What I did was totally against the 'rules' but I had been told of a couple of people who had moved hives a short distance by piling a heap of twigs, brush etc. in front of the hive so the bees were made to re-orientate. I don't think I put enough on the pile, and what seemed to be an awful lot of bees flew back to the old site over the next couple of days. I feared I had ruined the colony, and left them alone until yesterday, when Mac and I had a look through the hive. It was full to overflowing! There were swarm queen cells on the bottoms of many of the frames, plus 3 succession cells on the faces of frames. I removed a lot of cells before I realised that I could still make a new hive from a nuc of this lovely strong hive. I went and rang Barbara.

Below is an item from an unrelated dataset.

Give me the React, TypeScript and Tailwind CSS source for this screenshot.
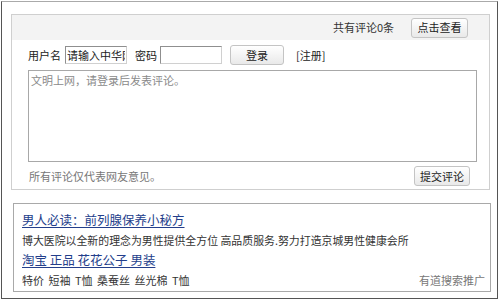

Today Barbara came over and we removed almost all of the remaining queen cells. We put one frame of brood with a good queen cell on it, two more of brood and pollen and two of honey into a box (the grey box above), having shaken all the bees into the original box to ensure we hadn't accidentally taken the queen, and put it on top of the queen excluder on the hive. We put another queen excluder on top, and then replaced the honey super.
In the late afternoon Barbara returned and we moved the 5 frames plus, the nurse bees that had moved up to look after the brood, into the small nucleus hive.
Again, the bees weren't totally happy at the disruption, but they settled down quickly. Now to wait and see if the whole thing worked.